PROBLEM TO WORK ON:
Drop every picture, then transcribe the remaining data exactly.

Part of a data file:
○ ○ ○ ○ ○ ○ ○

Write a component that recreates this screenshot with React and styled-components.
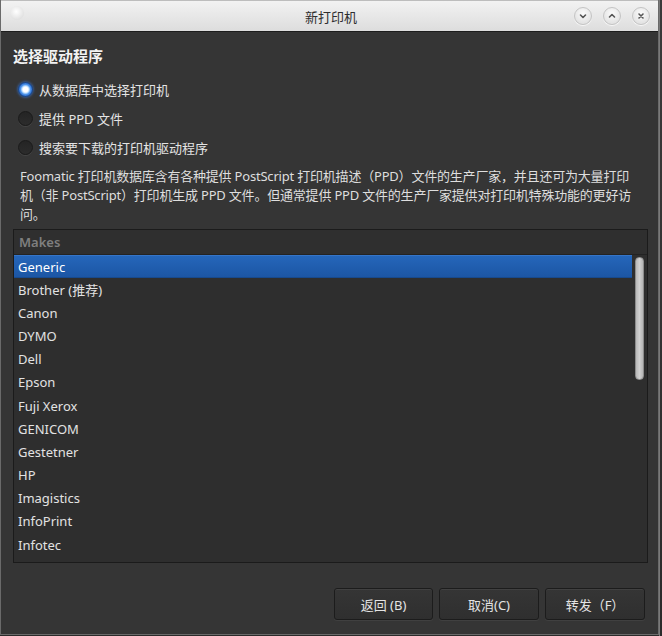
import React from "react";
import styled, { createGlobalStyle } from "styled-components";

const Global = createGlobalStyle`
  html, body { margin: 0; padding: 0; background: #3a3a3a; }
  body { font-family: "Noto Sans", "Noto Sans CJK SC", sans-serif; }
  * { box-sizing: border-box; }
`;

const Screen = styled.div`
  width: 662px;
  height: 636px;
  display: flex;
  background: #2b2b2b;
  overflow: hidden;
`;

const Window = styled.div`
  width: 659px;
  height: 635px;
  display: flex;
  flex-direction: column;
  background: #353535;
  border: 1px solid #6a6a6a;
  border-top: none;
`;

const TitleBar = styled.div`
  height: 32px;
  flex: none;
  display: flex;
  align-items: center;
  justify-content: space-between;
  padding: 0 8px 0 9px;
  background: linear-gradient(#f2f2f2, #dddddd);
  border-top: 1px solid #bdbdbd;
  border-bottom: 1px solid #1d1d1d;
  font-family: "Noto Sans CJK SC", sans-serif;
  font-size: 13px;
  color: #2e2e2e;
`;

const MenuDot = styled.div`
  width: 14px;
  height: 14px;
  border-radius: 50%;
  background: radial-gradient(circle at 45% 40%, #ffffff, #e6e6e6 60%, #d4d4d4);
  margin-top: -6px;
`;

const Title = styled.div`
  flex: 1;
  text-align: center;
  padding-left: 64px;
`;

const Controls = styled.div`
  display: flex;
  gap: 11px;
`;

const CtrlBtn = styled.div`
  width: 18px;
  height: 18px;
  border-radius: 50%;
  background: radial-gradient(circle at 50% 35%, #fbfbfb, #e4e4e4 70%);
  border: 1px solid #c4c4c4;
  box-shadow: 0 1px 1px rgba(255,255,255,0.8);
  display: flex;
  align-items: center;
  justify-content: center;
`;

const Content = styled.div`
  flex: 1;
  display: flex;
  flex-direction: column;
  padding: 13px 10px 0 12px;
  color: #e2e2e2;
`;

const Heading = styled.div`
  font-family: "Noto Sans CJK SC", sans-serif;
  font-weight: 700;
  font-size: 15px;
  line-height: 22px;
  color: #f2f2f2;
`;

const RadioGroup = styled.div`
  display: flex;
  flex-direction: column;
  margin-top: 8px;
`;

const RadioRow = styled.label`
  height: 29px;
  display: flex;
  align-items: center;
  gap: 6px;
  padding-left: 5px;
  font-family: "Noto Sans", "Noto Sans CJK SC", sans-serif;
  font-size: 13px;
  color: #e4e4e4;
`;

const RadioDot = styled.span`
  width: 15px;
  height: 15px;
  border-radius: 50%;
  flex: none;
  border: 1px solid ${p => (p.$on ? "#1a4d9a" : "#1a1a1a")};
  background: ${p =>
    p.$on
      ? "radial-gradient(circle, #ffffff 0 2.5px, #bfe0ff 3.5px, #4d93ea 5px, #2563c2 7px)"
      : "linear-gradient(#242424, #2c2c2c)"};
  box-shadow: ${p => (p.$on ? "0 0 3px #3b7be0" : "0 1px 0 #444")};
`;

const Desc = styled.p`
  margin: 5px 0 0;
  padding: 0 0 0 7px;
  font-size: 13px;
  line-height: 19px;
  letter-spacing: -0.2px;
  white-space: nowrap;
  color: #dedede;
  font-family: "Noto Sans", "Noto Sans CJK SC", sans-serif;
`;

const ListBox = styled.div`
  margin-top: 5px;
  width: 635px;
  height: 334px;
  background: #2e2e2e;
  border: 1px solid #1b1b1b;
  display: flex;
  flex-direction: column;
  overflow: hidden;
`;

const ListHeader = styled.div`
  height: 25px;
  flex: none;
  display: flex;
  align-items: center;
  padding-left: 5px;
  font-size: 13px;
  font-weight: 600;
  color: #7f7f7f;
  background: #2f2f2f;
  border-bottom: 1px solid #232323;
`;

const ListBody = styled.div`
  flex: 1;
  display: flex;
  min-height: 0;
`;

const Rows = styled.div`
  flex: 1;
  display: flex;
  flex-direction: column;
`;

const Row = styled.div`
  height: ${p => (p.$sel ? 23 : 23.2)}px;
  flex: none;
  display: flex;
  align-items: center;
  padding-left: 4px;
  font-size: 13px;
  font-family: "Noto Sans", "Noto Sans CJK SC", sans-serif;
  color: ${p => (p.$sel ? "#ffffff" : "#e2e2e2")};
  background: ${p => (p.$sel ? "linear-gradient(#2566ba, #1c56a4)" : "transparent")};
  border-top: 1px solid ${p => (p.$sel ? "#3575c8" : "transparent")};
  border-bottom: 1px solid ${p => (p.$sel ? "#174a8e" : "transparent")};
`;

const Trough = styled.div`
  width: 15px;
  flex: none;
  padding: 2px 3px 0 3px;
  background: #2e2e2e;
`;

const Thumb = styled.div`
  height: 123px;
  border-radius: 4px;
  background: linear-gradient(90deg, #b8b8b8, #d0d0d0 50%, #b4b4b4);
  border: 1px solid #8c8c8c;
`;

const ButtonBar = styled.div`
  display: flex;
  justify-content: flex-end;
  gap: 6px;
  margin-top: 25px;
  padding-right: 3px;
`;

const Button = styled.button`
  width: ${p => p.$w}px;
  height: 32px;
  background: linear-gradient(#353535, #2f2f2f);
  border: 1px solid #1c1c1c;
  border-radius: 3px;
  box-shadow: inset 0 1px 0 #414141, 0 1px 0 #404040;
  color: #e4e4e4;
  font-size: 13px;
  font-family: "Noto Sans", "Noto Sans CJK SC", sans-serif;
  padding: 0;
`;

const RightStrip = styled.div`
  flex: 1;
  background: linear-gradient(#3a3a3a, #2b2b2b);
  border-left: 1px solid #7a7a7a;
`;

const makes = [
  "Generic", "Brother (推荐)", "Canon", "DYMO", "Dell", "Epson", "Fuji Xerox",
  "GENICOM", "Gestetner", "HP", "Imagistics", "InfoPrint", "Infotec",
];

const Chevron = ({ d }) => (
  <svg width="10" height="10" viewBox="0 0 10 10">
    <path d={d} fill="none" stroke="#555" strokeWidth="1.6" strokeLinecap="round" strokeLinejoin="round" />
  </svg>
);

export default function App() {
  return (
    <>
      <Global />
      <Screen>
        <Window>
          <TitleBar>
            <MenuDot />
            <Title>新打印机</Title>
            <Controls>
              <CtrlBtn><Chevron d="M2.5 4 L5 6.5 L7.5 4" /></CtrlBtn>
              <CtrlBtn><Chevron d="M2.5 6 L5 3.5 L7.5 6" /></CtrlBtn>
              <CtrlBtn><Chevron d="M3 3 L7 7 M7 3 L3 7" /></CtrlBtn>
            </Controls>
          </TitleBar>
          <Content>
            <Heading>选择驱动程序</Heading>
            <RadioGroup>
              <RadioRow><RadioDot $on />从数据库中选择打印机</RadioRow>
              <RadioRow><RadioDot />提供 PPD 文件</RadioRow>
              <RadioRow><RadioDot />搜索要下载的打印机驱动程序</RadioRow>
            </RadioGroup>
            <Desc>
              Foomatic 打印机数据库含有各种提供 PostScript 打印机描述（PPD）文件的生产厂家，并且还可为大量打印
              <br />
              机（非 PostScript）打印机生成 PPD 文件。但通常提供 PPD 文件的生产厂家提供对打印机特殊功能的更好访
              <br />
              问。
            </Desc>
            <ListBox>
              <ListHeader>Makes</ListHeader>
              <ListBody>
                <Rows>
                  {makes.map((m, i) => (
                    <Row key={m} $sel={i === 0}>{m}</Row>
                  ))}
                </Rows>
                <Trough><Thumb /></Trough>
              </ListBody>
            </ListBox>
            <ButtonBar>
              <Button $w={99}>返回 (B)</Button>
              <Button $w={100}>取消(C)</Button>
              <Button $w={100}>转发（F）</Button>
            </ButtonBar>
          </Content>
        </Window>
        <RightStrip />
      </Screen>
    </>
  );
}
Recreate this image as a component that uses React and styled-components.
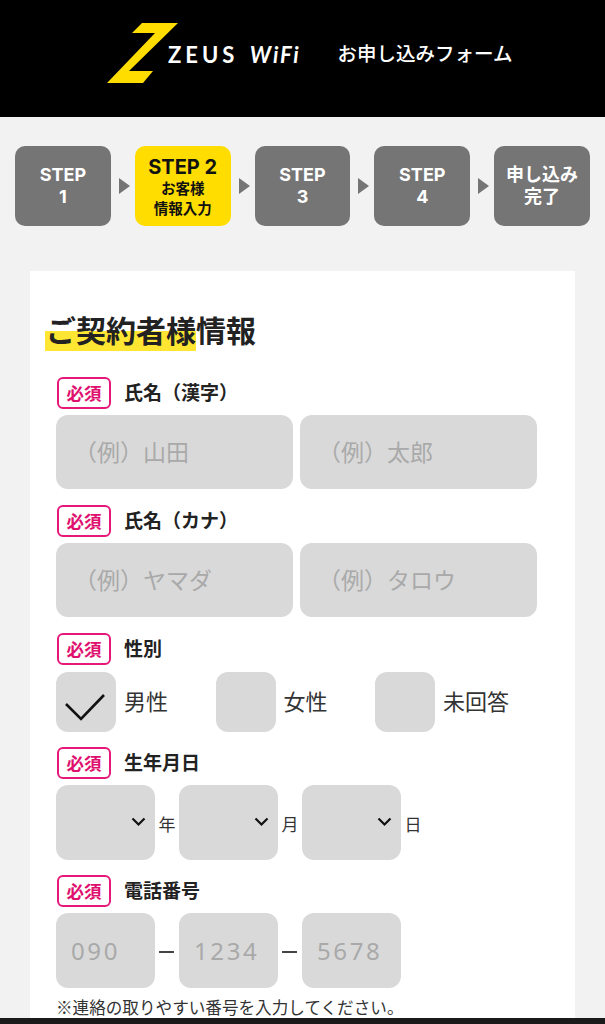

○ ○ ○ ○ ○ ○ ○

EXERCISE RESULT:
Write a component that recreates this screenshot with React and styled-components.
import React from "react";
import styled, { createGlobalStyle } from "styled-components";

const Global = createGlobalStyle`
  html, body { margin: 0; padding: 0; background: #3a3a3a; }
  body { font-family: "Noto Sans", "Noto Sans CJK SC", sans-serif; }
  * { box-sizing: border-box; }
`;

const Screen = styled.div`
  width: 662px;
  height: 636px;
  display: flex;
  background: #2b2b2b;
  overflow: hidden;
`;

const Window = styled.div`
  width: 659px;
  height: 635px;
  display: flex;
  flex-direction: column;
  background: #353535;
  border: 1px solid #6a6a6a;
  border-top: none;
`;

const TitleBar = styled.div`
  height: 32px;
  flex: none;
  display: flex;
  align-items: center;
  justify-content: space-between;
  padding: 0 8px 0 9px;
  background: linear-gradient(#f2f2f2, #dddddd);
  border-top: 1px solid #bdbdbd;
  border-bottom: 1px solid #1d1d1d;
  font-family: "Noto Sans CJK SC", sans-serif;
  font-size: 13px;
  color: #2e2e2e;
`;

const MenuDot = styled.div`
  width: 14px;
  height: 14px;
  border-radius: 50%;
  background: radial-gradient(circle at 45% 40%, #ffffff, #e6e6e6 60%, #d4d4d4);
  margin-top: -6px;
`;

const Title = styled.div`
  flex: 1;
  text-align: center;
  padding-left: 64px;
`;

const Controls = styled.div`
  display: flex;
  gap: 11px;
`;

const CtrlBtn = styled.div`
  width: 18px;
  height: 18px;
  border-radius: 50%;
  background: radial-gradient(circle at 50% 35%, #fbfbfb, #e4e4e4 70%);
  border: 1px solid #c4c4c4;
  box-shadow: 0 1px 1px rgba(255,255,255,0.8);
  display: flex;
  align-items: center;
  justify-content: center;
`;

const Content = styled.div`
  flex: 1;
  display: flex;
  flex-direction: column;
  padding: 13px 10px 0 12px;
  color: #e2e2e2;
`;

const Heading = styled.div`
  font-family: "Noto Sans CJK SC", sans-serif;
  font-weight: 700;
  font-size: 15px;
  line-height: 22px;
  color: #f2f2f2;
`;

const RadioGroup = styled.div`
  display: flex;
  flex-direction: column;
  margin-top: 8px;
`;

const RadioRow = styled.label`
  height: 29px;
  display: flex;
  align-items: center;
  gap: 6px;
  padding-left: 5px;
  font-family: "Noto Sans", "Noto Sans CJK SC", sans-serif;
  font-size: 13px;
  color: #e4e4e4;
`;

const RadioDot = styled.span`
  width: 15px;
  height: 15px;
  border-radius: 50%;
  flex: none;
  border: 1px solid ${p => (p.$on ? "#1a4d9a" : "#1a1a1a")};
  background: ${p =>
    p.$on
      ? "radial-gradient(circle, #ffffff 0 2.5px, #bfe0ff 3.5px, #4d93ea 5px, #2563c2 7px)"
      : "linear-gradient(#242424, #2c2c2c)"};
  box-shadow: ${p => (p.$on ? "0 0 3px #3b7be0" : "0 1px 0 #444")};
`;

const Desc = styled.p`
  margin: 5px 0 0;
  padding: 0 0 0 7px;
  font-size: 13px;
  line-height: 19px;
  letter-spacing: -0.2px;
  white-space: nowrap;
  color: #dedede;
  font-family: "Noto Sans", "Noto Sans CJK SC", sans-serif;
`;

const ListBox = styled.div`
  margin-top: 5px;
  width: 635px;
  height: 334px;
  background: #2e2e2e;
  border: 1px solid #1b1b1b;
  display: flex;
  flex-direction: column;
  overflow: hidden;
`;

const ListHeader = styled.div`
  height: 25px;
  flex: none;
  display: flex;
  align-items: center;
  padding-left: 5px;
  font-size: 13px;
  font-weight: 600;
  color: #7f7f7f;
  background: #2f2f2f;
  border-bottom: 1px solid #232323;
`;

const ListBody = styled.div`
  flex: 1;
  display: flex;
  min-height: 0;
`;

const Rows = styled.div`
  flex: 1;
  display: flex;
  flex-direction: column;
`;

const Row = styled.div`
  height: ${p => (p.$sel ? 23 : 23.2)}px;
  flex: none;
  display: flex;
  align-items: center;
  padding-left: 4px;
  font-size: 13px;
  font-family: "Noto Sans", "Noto Sans CJK SC", sans-serif;
  color: ${p => (p.$sel ? "#ffffff" : "#e2e2e2")};
  background: ${p => (p.$sel ? "linear-gradient(#2566ba, #1c56a4)" : "transparent")};
  border-top: 1px solid ${p => (p.$sel ? "#3575c8" : "transparent")};
  border-bottom: 1px solid ${p => (p.$sel ? "#174a8e" : "transparent")};
`;

const Trough = styled.div`
  width: 15px;
  flex: none;
  padding: 2px 3px 0 3px;
  background: #2e2e2e;
`;

const Thumb = styled.div`
  height: 123px;
  border-radius: 4px;
  background: linear-gradient(90deg, #b8b8b8, #d0d0d0 50%, #b4b4b4);
  border: 1px solid #8c8c8c;
`;

const ButtonBar = styled.div`
  display: flex;
  justify-content: flex-end;
  gap: 6px;
  margin-top: 25px;
  padding-right: 3px;
`;

const Button = styled.button`
  width: ${p => p.$w}px;
  height: 32px;
  background: linear-gradient(#353535, #2f2f2f);
  border: 1px solid #1c1c1c;
  border-radius: 3px;
  box-shadow: inset 0 1px 0 #414141, 0 1px 0 #404040;
  color: #e4e4e4;
  font-size: 13px;
  font-family: "Noto Sans", "Noto Sans CJK SC", sans-serif;
  padding: 0;
`;

const RightStrip = styled.div`
  flex: 1;
  background: linear-gradient(#3a3a3a, #2b2b2b);
  border-left: 1px solid #7a7a7a;
`;

const makes = [
  "Generic", "Brother (推荐)", "Canon", "DYMO", "Dell", "Epson", "Fuji Xerox",
  "GENICOM", "Gestetner", "HP", "Imagistics", "InfoPrint", "Infotec",
];

const Chevron = ({ d }) => (
  <svg width="10" height="10" viewBox="0 0 10 10">
    <path d={d} fill="none" stroke="#555" strokeWidth="1.6" strokeLinecap="round" strokeLinejoin="round" />
  </svg>
);

export default function App() {
  return (
    <>
      <Global />
      <Screen>
        <Window>
          <TitleBar>
            <MenuDot />
            <Title>新打印机</Title>
            <Controls>
              <CtrlBtn><Chevron d="M2.5 4 L5 6.5 L7.5 4" /></CtrlBtn>
              <CtrlBtn><Chevron d="M2.5 6 L5 3.5 L7.5 6" /></CtrlBtn>
              <CtrlBtn><Chevron d="M3 3 L7 7 M7 3 L3 7" /></CtrlBtn>
            </Controls>
          </TitleBar>
          <Content>
            <Heading>选择驱动程序</Heading>
            <RadioGroup>
              <RadioRow><RadioDot $on />从数据库中选择打印机</RadioRow>
              <RadioRow><RadioDot />提供 PPD 文件</RadioRow>
              <RadioRow><RadioDot />搜索要下载的打印机驱动程序</RadioRow>
            </RadioGroup>
            <Desc>
              Foomatic 打印机数据库含有各种提供 PostScript 打印机描述（PPD）文件的生产厂家，并且还可为大量打印
              <br />
              机（非 PostScript）打印机生成 PPD 文件。但通常提供 PPD 文件的生产厂家提供对打印机特殊功能的更好访
              <br />
              问。
            </Desc>
            <ListBox>
              <ListHeader>Makes</ListHeader>
              <ListBody>
                <Rows>
                  {makes.map((m, i) => (
                    <Row key={m} $sel={i === 0}>{m}</Row>
                  ))}
                </Rows>
                <Trough><Thumb /></Trough>
              </ListBody>
            </ListBox>
            <ButtonBar>
              <Button $w={99}>返回 (B)</Button>
              <Button $w={100}>取消(C)</Button>
              <Button $w={100}>转发（F）</Button>
            </ButtonBar>
          </Content>
        </Window>
        <RightStrip />
      </Screen>
    </>
  );
}
Recreate this image as a component that uses React and styled-components.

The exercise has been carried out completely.